Because the criminals think that they are working with the bad apples, they are given a little more freedom of movement and power in the community, but that power and freedom can be eliminated whenever it suits the bad apples. For the black community to resolve issues, it deliberately rejects a traditional route that is an option for West. Don’t get out, go through. Respectability is no longer an option, and there is explicitly a call to black criminals to wake up to how they are being exploited, which harkens back to a theme explored by The First Purge and 1970s blaxploitation films. What if the black criminals rejected the only capitalist door offered to them and used their expertise to challenge corrupt authority instead of embracing it? Mike Colter, best known as Luke Cage, should play more bad guys because he is one of the few actors who wasn’t shackled by having extra layers put on him. He may be a criminal in league with the cops, but he is also depicted as having more of a moral code than them and is less a villain than an anti-hero.
There is also a call to fence sitters among the cops, but I think that it could be viewed as a call to white Americans to confront whether or not they want to be allied with power at all costs or principles. Black and Blue makes it clear that regardless of whether or not all black people have power, are willing to do the right thing and have the tools to do the right thing, those actions won’t be respected or carried out unless white people use what power they do have to enforce those efforts otherwise the bad guys win.
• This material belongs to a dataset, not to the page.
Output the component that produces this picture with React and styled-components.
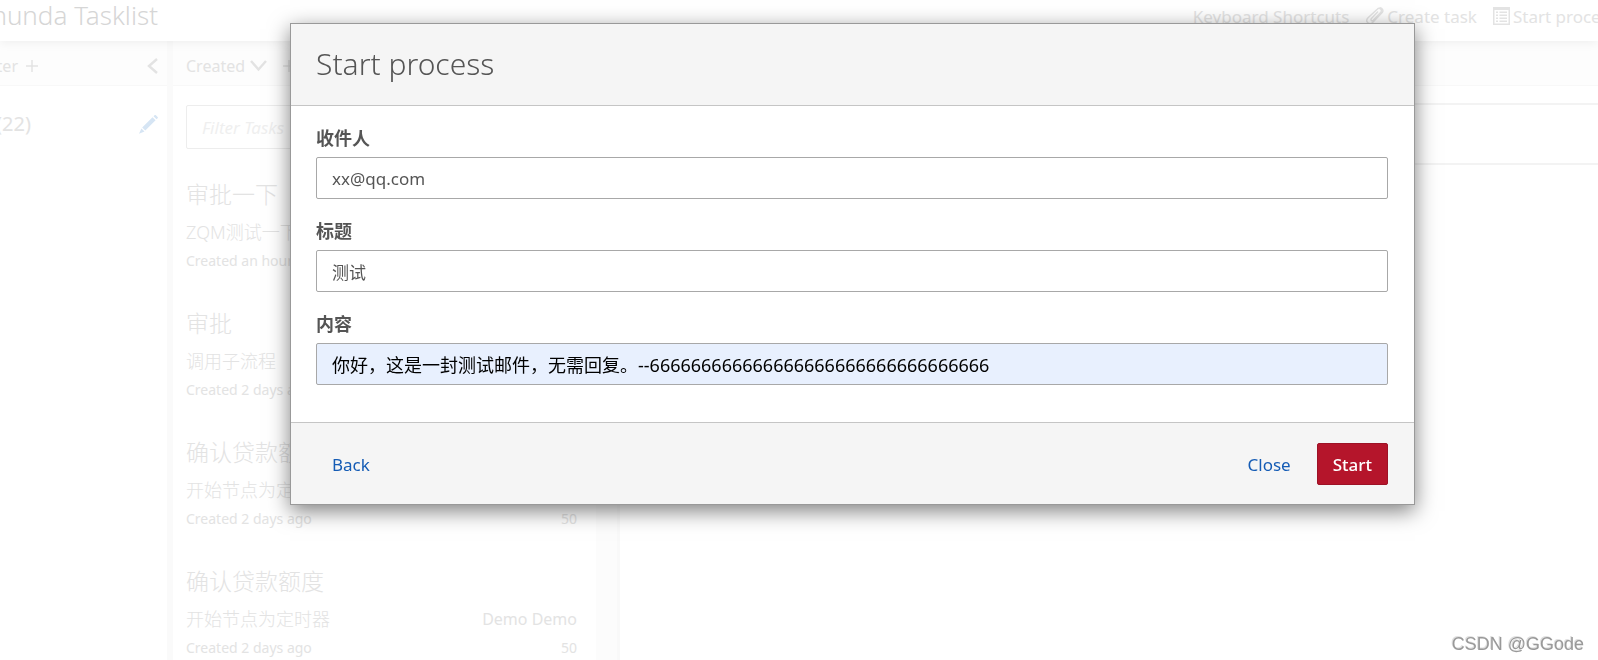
import { useState } from "react"
import styled, { createGlobalStyle } from "styled-components"

const GlobalStyle = createGlobalStyle`
  * {
    box-sizing: border-box;
  }

  body {
    margin: 0;
    background: #fff;
    color: #555;
    font-family: "Noto Sans", "Noto Sans CJK SC", sans-serif;
    font-size: 17px;
  }

  input,
  button {
    font-family: inherit;
  }

  svg {
    flex: none;
  }
`

const Page = styled.div`
  display: flex;
  flex-direction: column;
  height: 100vh;
  overflow: hidden;
  color: #e3e3e3;
`

const TopBar = styled.header`
  position: relative;
  display: flex;
  flex: none;
  align-items: flex-start;
  height: 41px;
  box-shadow: 0 2px 10px rgba(0, 0, 0, 0.06);
`

const Brand = styled.h1`
  display: flex;
  justify-content: flex-end;
  width: 158px;
  margin: 0;
  color: #d6d6d6;
  font-size: 26px;
  font-weight: 300;
  line-height: 31px;
  white-space: nowrap;
`

const TopNav = styled.nav`
  display: flex;
  flex: none;
  gap: 16px;
  margin-left: auto;
  margin-right: -19px;
`

const NavLink = styled.a`
  display: flex;
  align-items: center;
  gap: 3px;
  color: inherit;
  line-height: 34px;
  text-decoration: none;
  white-space: nowrap;

  svg {
    margin-bottom: 2px;
  }
`

const Columns = styled.main`
  display: flex;
  flex: 1;
  min-height: 0;
`

const FilterColumn = styled.aside`
  flex: none;
  width: 167px;
`

const ColumnHeader = styled.div`
  display: flex;
  align-items: center;
  height: 45px;
  padding: ${(props) => props.$padding || "0"};
  border-bottom: 1px solid #f8f8f8;
  background: #fdfdfd;
  font-size: 16px;
`

const Spread = styled.div`
  display: flex;
  flex: 1;
  align-items: center;
  justify-content: space-between;
`

const PlainButton = styled.button`
  display: flex;
  align-items: center;
  gap: 5px;
  padding: 0;
  border: 0;
  background: none;
  color: inherit;
  font-size: inherit;
`

const CutLeft = styled(PlainButton)`
  justify-content: flex-end;
  gap: 8px;
  width: 38px;
  white-space: nowrap;
`

const SortAdd = styled(PlainButton)`
  margin-left: 16px;
`

const FilterRow = styled.div`
  display: flex;
  align-items: center;
  justify-content: space-between;
  padding: 22px 9px 0 0;
`

const FilterName = styled.a`
  display: flex;
  justify-content: flex-end;
  width: 31px;
  color: inherit;
  font-size: 20px;
  line-height: 32px;
  text-decoration: none;
  white-space: nowrap;
`

const TaskColumn = styled.section`
  flex: none;
  width: 429px;
  border-left: 6px solid #fafafa;
`

const TaskBody = styled.div`
  padding: 19px 19px 0 13px;
`

const SearchBox = styled.input`
  display: block;
  width: 100%;
  height: 44px;
  padding: 0 15px;
  border: 1px solid #ededed;
  border-radius: 2px;
  background: #fff;
  font-size: 17px;

  &::placeholder {
    color: #efefef;
    font-style: italic;
  }
`

const TaskList = styled.ul`
  margin: 29px 0 0;
  padding: 0;
  list-style: none;
`

const TaskItem = styled.li`
  height: 129px;
`

const TaskTitle = styled.h4`
  margin: 0 0 8px;
  font-size: 23px;
  font-weight: 300;
  line-height: 32px;
`

const TaskLine = styled.div`
  display: flex;
  align-items: center;
  justify-content: space-between;
  margin-bottom: 3px;
  line-height: 28px;
`

const TaskProcess = styled.span`
  font-size: 18px;
  font-weight: 300;
`

const TaskAssignee = styled.span`
  font-size: 16px;
`

const TaskMeta = styled.div`
  display: flex;
  justify-content: space-between;
  font-size: 14px;
  line-height: 24px;
`

const Gutter = styled.div`
  flex: none;
  width: 24px;
  border-right: 3px solid #f9f9f9;
  background: #fcfcfc;
`

const DetailColumn = styled.section`
  flex: 1;
`

const DetailBand = styled.div`
  height: 62px;
  margin-top: 17px;
  border-top: 2px solid #f3f3f3;
  border-bottom: 2px solid #f3f3f3;
`

const Overlay = styled.div`
  position: fixed;
  inset: 0;
  padding: 23px 183px 0 290px;
`

const Dialog = styled.form`
  border: 1px solid #999;
  background: #fff;
  box-shadow: 0 6px 20px rgba(0, 0, 0, 0.5);
`

const DialogHeader = styled.div`
  padding: 19px 26px 21px 25px;
  border-bottom: 1px solid #c5c5c5;
  background: #f5f5f5;
`

const DialogTitle = styled.h3`
  margin: 0;
  font-size: 30px;
  font-weight: 300;
  line-height: 41px;
`

const DialogBody = styled.div`
  display: flex;
  flex-direction: column;
  gap: 20px;
  padding: 20px 26px 37px 25px;
`

const Field = styled.div`
  display: flex;
  flex-direction: column;
`

const Label = styled.label`
  margin-bottom: 7px;
  font-size: 18px;
  font-weight: 700;
  line-height: 24px;
`

const TextInput = styled.input`
  height: 42px;
  padding: 0 15px;
  border: 1px solid #a8a8a8;
  border-radius: 2px;
  outline: none;
  background: ${(props) => (props.$filled ? "#e8f0fe" : "#fff")};
  color: ${(props) => (props.$filled ? "#000" : "#555")};
  font-size: ${(props) => (props.$filled ? "18px" : "17px")};
`

const DialogFooter = styled.div`
  display: flex;
  justify-content: space-between;
  padding: 20px 26px 19px 25px;
  border-top: 1px solid #c5c5c5;
  background: #f5f5f5;
`

const FooterGroup = styled.div`
  display: flex;
  gap: 10px;
`

const Button = styled.button`
  height: 42px;
  padding: 0 15px;
  border: 1px solid ${(props) => (props.$primary ? "#9d1226" : "transparent")};
  border-radius: 2px;
  background: ${(props) => (props.$primary ? "#b5152b" : "transparent")};
  color: ${(props) => (props.$primary ? "#fff" : "#155cb5")};
  font-size: 17px;
  font-weight: ${(props) => (props.$primary ? 500 : 400)};
`

const Watermark = styled.div`
  position: fixed;
  right: 14px;
  bottom: 4px;
  color: #999;
  font-family: "Liberation Sans", sans-serif;
  font-size: 18px;
  line-height: 24px;
  text-shadow: -1px -1px 0 #e0e0e0;
`

const PaperclipIcon = () => (
  <svg width="19" height="18" viewBox="0 0 19 18" fill="none" stroke="currentColor" strokeWidth="1.4" strokeLinecap="round">
    <path d="M12.6 5 6.4 11.5c-1.3 1.4.5 3 1.8 1.7l7.4-7.8c2.2-2.5-1.1-5.5-3.4-3.2L2.8 11c-3 3.5 1.5 7.6 4.8 4.6l9.6-10c1.6-2 .2-4.6-2-4.8" />
  </svg>
)

const ListIcon = () => (
  <svg width="17" height="18" viewBox="0 0 17 18" fill="currentColor">
    <path fillRule="evenodd" d="M0 0h17v18H0zM1.5 3v13.5h14V3z" />
    <path d="M3 4.5h2V6H3zM6.5 4.5H14V6H6.5zM3 7.5h2V9H3zM6.5 7.5H14V9H6.5zM3 10.5h2V12H3zM6.5 10.5H14V12H6.5zM3 13.5h2V15H3zM6.5 13.5H14V15H6.5z" />
  </svg>
)

const PlusIcon = () => (
  <svg width="12" height="12" viewBox="0 0 12 12" fill="none" stroke="currentColor" strokeWidth="1.5">
    <path d="M6 0v12M0 6h12" />
  </svg>
)

const ChevronLeft = () => (
  <svg width="11" height="16" viewBox="0 0 11 16" fill="none" stroke="currentColor" strokeWidth="2.4">
    <path d="M10 1 2 8l8 7" />
  </svg>
)

const ChevronDown = () => (
  <svg width="17" height="12" viewBox="0 0 17 12" fill="none" stroke="currentColor" strokeWidth="2.4">
    <path d="m1 1 7.5 8.5L16 1" />
  </svg>
)

const PencilIcon = () => (
  <svg width="19" height="19" viewBox="0 0 19 19" fill="#d6e5f4">
    <path d="m14.5 1.2 1-1q.7-.5 1.4 0l1.7 1.8q.6.7 0 1.3l-1 1zM13.5 2.2l3.1 3.1L6.3 15.6l-3.1-3.1zM2.4 13.4l3.1 3.1L0 18.8z" />
  </svg>
)

const tasks = [
  { id: 1, title: "审批一下", process: "ZQM测试一下", created: "Created an hour ago" },
  { id: 2, title: "审批", process: "调用子流程", created: "Created 2 days ago" },
  { id: 3, title: "确认贷款额度", process: "开始节点为定时器", created: "Created 2 days ago" },
  { id: 4, title: "确认贷款额度", process: "开始节点为定时器", created: "Created 2 days ago" },
]

const fields = [
  { name: "receiver", label: "收件人" },
  { name: "subject", label: "标题" },
  { name: "content", label: "内容", filled: true },
]

const App = () => {
  const [values, setValues] = useState({
    receiver: "xx@qq.com",
    subject: "测试",
    content: "你好，这是一封测试邮件，无需回复。--" + "6".repeat(33),
  })

  const handleChange = (e) => {
    const { name, value } = e.target
    setValues((prev) => ({ ...prev, [name]: value }))
  }

  return (
    <>
      <GlobalStyle />
      <Page>
        <TopBar>
          <Brand>Camunda Tasklist</Brand>
          <TopNav>
            <NavLink href="#shortcuts">Keyboard Shortcuts</NavLink>
            <NavLink href="#task">
              <PaperclipIcon />
              Create task
            </NavLink>
            <NavLink href="#process">
              <ListIcon />
              Start process
            </NavLink>
          </TopNav>
        </TopBar>

        <Columns>
          <FilterColumn>
            <ColumnHeader $padding="6px 9px 0 0">
              <Spread>
                <CutLeft type="button">
                  Create a filter <PlusIcon />
                </CutLeft>
                <PlainButton type="button" aria-label="Collapse filters">
                  <ChevronLeft />
                </PlainButton>
              </Spread>
            </ColumnHeader>
            <FilterRow>
              <FilterName href="#all">All Tasks (22)</FilterName>
              <PlainButton type="button" aria-label="Edit filter">
                <PencilIcon />
              </PlainButton>
            </FilterRow>
          </FilterColumn>

          <TaskColumn>
            <ColumnHeader $padding="6px 13px 0">
              <PlainButton type="button">
                Created <ChevronDown />
              </PlainButton>
              <SortAdd type="button" aria-label="Add sorting">
                <PlusIcon />
              </SortAdd>
            </ColumnHeader>
            <TaskBody>
              <SearchBox type="text" placeholder="Filter Tasks" aria-label="Filter Tasks" />
              <TaskList>
                {tasks.map((task) => (
                  <TaskItem key={task.id}>
                    <TaskTitle>{task.title}</TaskTitle>
                    <TaskLine>
                      <TaskProcess>{task.process}</TaskProcess>
                      <TaskAssignee>Demo Demo</TaskAssignee>
                    </TaskLine>
                    <TaskMeta>
                      <span>{task.created}</span>
                      <span>50</span>
                    </TaskMeta>
                  </TaskItem>
                ))}
              </TaskList>
            </TaskBody>
          </TaskColumn>

          <Gutter />

          <DetailColumn>
            <ColumnHeader />
            <DetailBand />
          </DetailColumn>
        </Columns>
      </Page>

      <Overlay>
        <Dialog role="dialog" aria-labelledby="dialog-title" onSubmit={(e) => e.preventDefault()}>
          <DialogHeader>
            <DialogTitle id="dialog-title">Start process</DialogTitle>
          </DialogHeader>
          <DialogBody>
            {fields.map((field) => (
              <Field key={field.name}>
                <Label htmlFor={field.name}>{field.label}</Label>
                <TextInput
                  id={field.name}
                  name={field.name}
                  type="text"
                  value={values[field.name]}
                  onChange={handleChange}
                  $filled={field.filled}
                />
              </Field>
            ))}
          </DialogBody>
          <DialogFooter>
            <Button type="button">Back</Button>
            <FooterGroup>
              <Button type="button">Close</Button>
              <Button type="submit" $primary>
                Start
              </Button>
            </FooterGroup>
          </DialogFooter>
        </Dialog>
      </Overlay>

      <Watermark>CSDN @GGode</Watermark>
    </>
  )
}

export default App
If white people use their power, there is less of a backlash whereas if a black person with authority does, there is still a potential that she will become a victim of an extrajudicial execution.
If you can’t handle stress, then don’t see Black and Blue if you like Harris. If you’re looking for a solidly entertaining, and surprisingly, occasionally hilarious movie, then check it out. It is definitely not one of those movies that will become a cult hit or looked back upon as a masterpiece, but maybe it will inspire a sci fi filmmaker to move the bar forward and fully flesh out the potential of the premise of this film.